Data section -
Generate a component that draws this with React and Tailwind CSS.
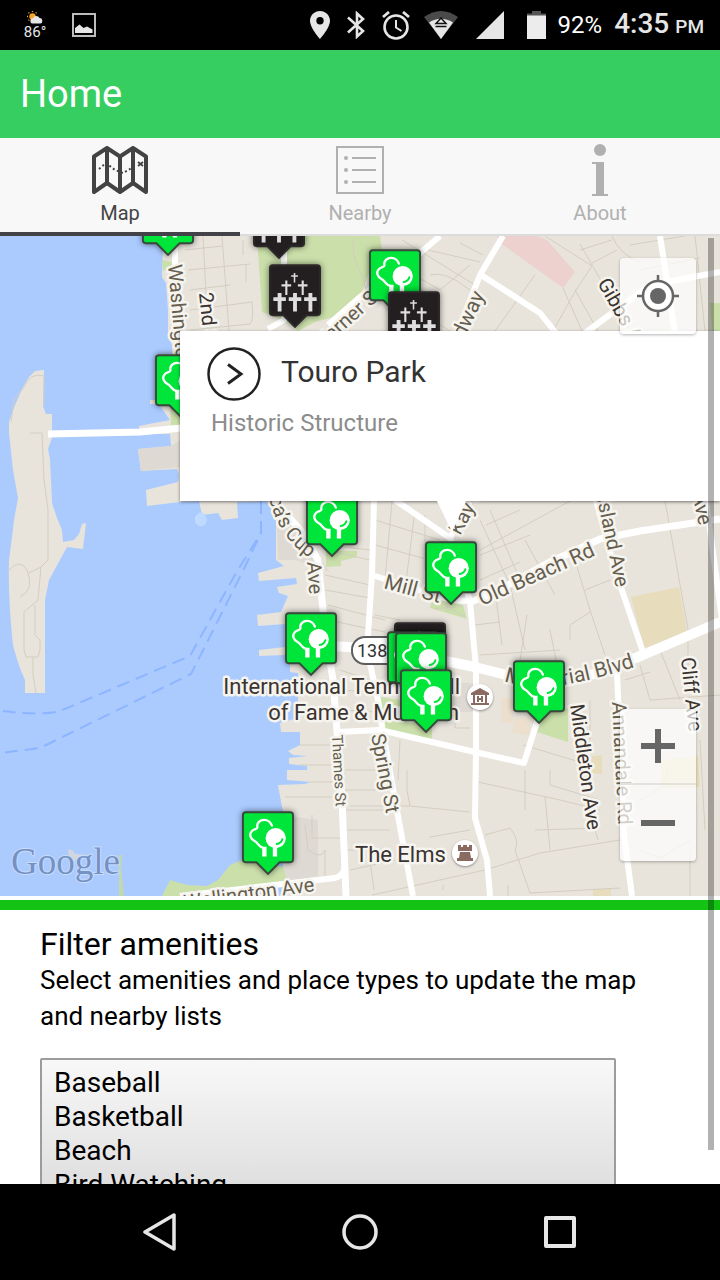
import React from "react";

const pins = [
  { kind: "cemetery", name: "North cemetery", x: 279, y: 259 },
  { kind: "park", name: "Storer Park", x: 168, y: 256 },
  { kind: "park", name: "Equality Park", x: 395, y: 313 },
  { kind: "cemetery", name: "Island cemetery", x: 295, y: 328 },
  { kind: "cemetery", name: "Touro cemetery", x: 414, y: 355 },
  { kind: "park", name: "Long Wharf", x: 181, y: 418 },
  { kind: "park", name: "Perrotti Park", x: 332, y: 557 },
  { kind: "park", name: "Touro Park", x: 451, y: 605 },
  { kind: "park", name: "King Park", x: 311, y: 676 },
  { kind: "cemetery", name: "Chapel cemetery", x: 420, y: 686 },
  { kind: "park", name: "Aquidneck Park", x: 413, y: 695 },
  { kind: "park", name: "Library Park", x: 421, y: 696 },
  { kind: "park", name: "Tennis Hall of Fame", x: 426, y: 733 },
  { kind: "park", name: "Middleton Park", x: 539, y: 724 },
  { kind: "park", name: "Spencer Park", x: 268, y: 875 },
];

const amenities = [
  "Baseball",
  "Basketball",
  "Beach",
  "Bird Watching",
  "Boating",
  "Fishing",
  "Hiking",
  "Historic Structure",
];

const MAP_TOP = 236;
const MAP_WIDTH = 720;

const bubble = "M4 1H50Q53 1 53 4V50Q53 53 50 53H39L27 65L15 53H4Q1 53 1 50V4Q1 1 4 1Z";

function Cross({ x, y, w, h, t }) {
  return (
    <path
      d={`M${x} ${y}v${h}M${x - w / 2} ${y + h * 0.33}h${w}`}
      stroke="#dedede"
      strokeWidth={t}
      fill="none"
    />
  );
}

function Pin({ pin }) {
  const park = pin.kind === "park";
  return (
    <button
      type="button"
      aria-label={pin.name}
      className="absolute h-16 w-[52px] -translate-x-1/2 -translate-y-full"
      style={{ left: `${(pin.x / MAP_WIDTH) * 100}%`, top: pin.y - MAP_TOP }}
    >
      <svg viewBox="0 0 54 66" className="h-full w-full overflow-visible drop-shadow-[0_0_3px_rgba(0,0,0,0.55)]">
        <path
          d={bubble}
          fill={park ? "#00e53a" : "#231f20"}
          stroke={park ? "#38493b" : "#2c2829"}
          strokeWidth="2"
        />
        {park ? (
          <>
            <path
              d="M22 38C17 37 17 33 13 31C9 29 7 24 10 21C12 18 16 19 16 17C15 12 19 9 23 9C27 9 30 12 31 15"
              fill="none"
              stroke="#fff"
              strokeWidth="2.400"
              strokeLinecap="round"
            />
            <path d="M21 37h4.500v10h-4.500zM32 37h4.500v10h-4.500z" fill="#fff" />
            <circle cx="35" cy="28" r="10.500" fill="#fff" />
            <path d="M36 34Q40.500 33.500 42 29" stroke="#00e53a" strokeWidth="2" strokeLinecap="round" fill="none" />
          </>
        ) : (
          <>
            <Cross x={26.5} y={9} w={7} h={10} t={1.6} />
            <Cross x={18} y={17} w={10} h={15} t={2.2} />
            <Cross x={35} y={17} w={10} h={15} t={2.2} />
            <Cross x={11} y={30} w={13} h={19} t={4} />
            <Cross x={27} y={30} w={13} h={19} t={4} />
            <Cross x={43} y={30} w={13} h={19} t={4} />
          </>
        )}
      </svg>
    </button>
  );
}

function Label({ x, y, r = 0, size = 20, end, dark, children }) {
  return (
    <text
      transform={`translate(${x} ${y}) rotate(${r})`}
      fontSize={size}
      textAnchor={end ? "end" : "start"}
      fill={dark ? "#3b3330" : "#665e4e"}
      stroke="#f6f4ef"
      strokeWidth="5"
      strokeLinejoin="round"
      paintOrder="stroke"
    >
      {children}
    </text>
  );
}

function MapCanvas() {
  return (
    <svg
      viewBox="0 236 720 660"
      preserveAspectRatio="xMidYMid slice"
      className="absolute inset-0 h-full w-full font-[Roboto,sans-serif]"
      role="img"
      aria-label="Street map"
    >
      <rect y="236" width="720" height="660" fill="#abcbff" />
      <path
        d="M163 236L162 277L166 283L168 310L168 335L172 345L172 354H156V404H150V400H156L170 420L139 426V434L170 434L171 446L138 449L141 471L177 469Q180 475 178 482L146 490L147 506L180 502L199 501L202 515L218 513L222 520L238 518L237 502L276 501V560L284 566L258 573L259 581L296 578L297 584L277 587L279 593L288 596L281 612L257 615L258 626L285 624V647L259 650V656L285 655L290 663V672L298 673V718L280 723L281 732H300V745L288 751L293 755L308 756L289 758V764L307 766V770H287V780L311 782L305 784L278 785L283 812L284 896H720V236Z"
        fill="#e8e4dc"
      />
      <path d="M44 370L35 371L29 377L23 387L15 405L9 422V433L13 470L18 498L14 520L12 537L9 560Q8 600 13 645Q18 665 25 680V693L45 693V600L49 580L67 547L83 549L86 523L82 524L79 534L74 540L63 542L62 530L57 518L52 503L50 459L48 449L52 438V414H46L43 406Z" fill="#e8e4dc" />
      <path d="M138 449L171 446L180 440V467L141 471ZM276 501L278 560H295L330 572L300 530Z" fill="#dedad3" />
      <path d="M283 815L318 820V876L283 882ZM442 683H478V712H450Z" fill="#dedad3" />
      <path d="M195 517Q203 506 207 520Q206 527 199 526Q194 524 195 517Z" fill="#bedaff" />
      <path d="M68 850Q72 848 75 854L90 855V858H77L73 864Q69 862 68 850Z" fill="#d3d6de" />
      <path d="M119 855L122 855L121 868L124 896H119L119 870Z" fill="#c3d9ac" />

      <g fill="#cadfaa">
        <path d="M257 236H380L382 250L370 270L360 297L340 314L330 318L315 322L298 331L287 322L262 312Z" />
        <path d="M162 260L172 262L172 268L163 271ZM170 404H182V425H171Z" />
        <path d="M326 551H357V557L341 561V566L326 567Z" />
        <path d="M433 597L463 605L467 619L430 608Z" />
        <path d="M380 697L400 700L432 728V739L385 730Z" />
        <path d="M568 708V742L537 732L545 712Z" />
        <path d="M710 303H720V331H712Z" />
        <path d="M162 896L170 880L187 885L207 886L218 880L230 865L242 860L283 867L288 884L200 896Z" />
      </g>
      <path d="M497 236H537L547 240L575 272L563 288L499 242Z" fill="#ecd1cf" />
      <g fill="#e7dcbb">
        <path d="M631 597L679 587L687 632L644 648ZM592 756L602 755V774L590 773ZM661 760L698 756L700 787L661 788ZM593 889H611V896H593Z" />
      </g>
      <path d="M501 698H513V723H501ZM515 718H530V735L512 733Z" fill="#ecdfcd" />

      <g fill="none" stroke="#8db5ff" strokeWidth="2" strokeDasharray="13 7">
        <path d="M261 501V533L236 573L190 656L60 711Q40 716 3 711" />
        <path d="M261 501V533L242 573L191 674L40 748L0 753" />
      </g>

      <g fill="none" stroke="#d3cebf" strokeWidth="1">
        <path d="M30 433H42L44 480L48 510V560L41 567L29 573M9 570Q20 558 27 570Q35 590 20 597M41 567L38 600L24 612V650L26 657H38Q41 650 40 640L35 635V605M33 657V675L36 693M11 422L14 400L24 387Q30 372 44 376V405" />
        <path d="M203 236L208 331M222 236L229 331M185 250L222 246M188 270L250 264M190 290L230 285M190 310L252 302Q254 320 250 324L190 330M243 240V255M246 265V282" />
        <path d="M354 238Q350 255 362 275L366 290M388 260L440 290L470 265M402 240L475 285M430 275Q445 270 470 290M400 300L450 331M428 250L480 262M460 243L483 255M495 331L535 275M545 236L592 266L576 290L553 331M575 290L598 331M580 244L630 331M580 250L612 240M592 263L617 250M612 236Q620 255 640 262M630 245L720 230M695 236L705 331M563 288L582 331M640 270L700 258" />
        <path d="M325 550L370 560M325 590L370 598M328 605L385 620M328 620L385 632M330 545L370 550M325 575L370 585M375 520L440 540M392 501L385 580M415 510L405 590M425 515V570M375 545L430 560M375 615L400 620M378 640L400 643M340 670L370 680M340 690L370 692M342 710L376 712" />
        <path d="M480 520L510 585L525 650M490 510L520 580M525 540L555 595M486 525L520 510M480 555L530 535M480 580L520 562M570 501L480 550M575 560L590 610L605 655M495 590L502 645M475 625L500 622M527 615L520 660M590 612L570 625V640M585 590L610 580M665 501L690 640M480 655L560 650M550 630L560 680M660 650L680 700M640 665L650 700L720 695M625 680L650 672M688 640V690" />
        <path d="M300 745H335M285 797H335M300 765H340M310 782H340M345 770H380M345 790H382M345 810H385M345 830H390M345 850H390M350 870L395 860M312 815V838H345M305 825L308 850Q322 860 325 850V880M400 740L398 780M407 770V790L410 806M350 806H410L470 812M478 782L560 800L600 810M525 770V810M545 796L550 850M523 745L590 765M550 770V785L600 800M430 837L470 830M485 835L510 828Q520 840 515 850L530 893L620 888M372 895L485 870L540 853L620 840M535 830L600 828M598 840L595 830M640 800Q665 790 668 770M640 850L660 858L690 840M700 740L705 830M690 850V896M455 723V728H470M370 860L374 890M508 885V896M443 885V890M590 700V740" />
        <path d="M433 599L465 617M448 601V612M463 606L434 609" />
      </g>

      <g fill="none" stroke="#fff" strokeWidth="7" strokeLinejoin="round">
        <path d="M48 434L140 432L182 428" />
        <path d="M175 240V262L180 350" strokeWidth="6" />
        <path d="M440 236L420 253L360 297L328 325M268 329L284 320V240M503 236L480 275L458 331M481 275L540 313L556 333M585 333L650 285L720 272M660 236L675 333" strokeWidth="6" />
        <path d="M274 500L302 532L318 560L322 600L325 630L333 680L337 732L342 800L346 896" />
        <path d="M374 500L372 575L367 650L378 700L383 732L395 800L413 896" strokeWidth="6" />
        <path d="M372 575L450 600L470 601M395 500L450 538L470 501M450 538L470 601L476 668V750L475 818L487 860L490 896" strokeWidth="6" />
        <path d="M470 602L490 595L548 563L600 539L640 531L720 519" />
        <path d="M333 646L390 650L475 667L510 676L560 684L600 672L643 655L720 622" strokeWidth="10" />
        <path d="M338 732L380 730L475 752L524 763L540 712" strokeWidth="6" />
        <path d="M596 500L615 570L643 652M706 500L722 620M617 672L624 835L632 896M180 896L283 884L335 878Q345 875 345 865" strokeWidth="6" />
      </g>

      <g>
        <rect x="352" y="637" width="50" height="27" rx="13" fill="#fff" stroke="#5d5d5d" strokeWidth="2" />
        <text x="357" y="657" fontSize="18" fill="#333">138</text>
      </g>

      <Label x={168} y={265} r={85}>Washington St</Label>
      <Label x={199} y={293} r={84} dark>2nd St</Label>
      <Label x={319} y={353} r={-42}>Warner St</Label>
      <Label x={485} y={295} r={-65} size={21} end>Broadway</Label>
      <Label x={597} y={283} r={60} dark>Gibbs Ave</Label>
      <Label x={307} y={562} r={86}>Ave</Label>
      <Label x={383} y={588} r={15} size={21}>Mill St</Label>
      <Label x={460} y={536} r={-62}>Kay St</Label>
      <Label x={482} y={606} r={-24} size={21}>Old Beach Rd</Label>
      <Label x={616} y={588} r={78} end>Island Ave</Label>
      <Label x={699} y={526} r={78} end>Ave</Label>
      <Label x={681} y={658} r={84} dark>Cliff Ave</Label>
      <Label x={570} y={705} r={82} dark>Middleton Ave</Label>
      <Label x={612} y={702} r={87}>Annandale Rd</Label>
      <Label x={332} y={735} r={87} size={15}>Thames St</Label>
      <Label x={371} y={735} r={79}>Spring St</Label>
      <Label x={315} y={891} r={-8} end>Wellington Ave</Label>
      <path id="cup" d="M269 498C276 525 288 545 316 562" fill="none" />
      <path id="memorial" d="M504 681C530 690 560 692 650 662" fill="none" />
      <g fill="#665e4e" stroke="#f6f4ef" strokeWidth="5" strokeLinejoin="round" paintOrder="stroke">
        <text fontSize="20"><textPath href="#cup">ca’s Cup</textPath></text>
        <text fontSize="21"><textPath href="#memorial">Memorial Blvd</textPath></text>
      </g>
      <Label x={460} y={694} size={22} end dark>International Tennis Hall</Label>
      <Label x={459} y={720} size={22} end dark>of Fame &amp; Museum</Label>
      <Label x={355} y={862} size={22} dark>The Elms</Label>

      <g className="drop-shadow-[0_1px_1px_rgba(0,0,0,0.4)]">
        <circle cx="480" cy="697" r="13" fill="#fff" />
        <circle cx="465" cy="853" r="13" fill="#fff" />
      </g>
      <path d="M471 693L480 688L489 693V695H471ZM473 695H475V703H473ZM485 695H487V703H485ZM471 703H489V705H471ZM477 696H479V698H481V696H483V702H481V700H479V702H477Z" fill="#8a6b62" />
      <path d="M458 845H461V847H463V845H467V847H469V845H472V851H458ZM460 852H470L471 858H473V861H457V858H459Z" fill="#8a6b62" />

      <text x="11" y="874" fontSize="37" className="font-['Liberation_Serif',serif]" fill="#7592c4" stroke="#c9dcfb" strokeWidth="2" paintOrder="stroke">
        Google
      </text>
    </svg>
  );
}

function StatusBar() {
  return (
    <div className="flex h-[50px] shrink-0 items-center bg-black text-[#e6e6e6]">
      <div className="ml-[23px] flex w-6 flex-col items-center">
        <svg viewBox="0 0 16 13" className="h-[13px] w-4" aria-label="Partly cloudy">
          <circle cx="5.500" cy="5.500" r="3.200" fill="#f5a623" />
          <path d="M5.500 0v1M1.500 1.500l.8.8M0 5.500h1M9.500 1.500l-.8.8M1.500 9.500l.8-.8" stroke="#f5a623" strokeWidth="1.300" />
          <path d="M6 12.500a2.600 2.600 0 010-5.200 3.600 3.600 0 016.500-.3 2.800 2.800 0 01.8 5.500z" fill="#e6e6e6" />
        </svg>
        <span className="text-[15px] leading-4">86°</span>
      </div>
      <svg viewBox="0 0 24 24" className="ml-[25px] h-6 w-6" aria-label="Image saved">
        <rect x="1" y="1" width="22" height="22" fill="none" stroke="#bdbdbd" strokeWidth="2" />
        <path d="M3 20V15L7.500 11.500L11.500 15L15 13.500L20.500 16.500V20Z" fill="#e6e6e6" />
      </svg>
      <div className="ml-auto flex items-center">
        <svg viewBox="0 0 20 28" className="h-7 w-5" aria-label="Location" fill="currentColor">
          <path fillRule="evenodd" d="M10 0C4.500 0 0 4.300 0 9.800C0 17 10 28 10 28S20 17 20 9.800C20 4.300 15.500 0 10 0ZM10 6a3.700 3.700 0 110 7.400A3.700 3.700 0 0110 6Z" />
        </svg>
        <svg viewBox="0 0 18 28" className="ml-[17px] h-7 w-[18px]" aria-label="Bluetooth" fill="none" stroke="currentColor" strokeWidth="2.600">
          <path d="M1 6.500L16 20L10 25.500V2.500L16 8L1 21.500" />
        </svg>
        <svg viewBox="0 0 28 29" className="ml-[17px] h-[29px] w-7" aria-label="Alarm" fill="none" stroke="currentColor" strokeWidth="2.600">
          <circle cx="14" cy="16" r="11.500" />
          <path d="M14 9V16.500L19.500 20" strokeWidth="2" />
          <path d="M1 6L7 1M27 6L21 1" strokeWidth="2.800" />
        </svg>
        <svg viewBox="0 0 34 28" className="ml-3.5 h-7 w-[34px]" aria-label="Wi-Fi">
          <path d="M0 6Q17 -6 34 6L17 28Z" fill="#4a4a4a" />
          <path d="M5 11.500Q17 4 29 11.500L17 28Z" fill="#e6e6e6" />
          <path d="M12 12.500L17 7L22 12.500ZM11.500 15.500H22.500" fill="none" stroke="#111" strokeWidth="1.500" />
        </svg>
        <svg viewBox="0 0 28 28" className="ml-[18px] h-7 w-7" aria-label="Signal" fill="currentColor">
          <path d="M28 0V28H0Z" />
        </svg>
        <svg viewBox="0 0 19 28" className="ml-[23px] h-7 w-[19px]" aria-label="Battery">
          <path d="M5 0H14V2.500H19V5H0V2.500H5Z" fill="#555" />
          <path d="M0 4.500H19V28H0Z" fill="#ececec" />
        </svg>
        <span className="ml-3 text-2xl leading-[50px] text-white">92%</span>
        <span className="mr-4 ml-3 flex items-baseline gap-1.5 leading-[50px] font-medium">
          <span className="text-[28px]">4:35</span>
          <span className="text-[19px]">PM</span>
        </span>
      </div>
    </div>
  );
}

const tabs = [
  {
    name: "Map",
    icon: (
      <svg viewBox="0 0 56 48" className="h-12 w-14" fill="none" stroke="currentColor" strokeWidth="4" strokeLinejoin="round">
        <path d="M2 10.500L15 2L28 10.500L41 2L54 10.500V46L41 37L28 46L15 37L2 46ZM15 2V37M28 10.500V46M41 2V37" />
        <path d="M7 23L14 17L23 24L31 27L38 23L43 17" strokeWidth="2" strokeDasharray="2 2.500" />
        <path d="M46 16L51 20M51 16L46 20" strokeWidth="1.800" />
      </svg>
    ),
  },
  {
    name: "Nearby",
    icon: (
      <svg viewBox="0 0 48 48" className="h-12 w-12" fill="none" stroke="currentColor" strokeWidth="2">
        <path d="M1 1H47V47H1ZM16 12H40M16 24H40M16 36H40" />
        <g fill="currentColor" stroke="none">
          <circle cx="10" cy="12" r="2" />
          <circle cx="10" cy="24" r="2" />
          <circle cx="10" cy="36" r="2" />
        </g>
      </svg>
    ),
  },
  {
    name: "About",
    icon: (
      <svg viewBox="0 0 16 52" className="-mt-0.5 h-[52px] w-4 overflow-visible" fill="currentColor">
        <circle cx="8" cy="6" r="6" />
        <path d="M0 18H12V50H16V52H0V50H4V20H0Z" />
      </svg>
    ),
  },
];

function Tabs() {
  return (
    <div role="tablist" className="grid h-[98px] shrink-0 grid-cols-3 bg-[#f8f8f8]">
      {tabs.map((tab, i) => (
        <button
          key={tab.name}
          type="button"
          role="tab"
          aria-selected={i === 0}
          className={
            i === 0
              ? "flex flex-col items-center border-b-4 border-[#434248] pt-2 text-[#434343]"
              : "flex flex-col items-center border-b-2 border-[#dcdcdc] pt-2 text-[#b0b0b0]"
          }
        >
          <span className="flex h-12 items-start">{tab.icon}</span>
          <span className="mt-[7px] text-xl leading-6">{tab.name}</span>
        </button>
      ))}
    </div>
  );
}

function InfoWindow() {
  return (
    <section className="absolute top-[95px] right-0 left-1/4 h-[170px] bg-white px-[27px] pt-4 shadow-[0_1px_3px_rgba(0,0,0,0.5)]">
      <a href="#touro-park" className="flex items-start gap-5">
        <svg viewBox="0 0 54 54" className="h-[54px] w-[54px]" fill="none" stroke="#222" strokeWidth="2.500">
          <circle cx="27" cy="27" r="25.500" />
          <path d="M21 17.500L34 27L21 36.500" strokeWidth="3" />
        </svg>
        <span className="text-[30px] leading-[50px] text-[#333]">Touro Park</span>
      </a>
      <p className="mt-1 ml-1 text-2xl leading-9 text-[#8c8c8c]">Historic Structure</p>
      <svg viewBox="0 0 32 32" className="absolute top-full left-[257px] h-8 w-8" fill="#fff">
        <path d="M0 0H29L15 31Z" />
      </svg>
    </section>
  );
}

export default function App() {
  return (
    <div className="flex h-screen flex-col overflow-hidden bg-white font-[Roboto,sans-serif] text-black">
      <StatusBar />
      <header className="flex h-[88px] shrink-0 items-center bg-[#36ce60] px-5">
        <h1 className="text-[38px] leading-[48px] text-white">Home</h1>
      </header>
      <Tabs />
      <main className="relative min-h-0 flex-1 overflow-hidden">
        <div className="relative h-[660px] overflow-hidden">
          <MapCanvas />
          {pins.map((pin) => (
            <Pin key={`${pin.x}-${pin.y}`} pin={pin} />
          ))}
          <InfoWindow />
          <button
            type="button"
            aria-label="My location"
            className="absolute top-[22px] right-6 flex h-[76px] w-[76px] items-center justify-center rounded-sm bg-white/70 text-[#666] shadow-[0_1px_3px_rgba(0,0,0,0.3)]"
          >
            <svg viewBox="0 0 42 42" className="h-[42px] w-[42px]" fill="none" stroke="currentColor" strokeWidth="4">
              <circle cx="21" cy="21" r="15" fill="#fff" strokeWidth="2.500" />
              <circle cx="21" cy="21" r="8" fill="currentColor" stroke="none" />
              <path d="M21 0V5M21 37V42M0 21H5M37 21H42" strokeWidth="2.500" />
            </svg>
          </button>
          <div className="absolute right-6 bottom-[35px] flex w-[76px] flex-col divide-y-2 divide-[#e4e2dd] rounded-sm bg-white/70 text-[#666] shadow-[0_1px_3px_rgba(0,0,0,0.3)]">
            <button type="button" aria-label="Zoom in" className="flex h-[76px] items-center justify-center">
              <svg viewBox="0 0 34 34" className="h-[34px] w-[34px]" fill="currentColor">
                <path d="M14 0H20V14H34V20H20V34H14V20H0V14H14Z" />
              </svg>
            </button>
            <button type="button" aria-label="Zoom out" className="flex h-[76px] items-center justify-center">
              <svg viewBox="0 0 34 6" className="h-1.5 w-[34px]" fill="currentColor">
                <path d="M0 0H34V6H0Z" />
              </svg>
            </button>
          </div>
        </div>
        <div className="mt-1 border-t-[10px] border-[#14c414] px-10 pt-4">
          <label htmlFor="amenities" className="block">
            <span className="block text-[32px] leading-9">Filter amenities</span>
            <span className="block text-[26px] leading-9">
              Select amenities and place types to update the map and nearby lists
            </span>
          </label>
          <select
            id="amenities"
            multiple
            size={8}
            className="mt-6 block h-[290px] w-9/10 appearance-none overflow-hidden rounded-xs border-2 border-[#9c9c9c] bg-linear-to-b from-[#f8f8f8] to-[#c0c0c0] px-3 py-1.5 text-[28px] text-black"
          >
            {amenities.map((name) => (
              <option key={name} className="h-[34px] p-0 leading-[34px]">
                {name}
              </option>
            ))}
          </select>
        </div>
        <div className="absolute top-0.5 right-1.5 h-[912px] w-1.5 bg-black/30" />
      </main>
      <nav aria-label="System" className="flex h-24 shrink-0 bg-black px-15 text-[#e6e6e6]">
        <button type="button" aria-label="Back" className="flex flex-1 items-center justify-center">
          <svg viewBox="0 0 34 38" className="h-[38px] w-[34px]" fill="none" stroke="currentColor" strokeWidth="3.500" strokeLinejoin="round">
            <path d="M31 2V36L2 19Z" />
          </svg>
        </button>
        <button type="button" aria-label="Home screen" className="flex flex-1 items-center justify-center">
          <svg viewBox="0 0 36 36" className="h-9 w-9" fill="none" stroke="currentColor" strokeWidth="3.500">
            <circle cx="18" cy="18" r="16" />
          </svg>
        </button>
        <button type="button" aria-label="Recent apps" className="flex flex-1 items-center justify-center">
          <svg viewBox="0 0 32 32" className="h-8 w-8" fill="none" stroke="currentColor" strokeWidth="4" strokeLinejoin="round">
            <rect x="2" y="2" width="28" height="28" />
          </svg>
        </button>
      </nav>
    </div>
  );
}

What to produce - Begin at the first line of the material and copy each line exactly through the one containing "import React from". Omit pictures.

Response -
Generate a component that draws this with React and Tailwind CSS.
import React from "react";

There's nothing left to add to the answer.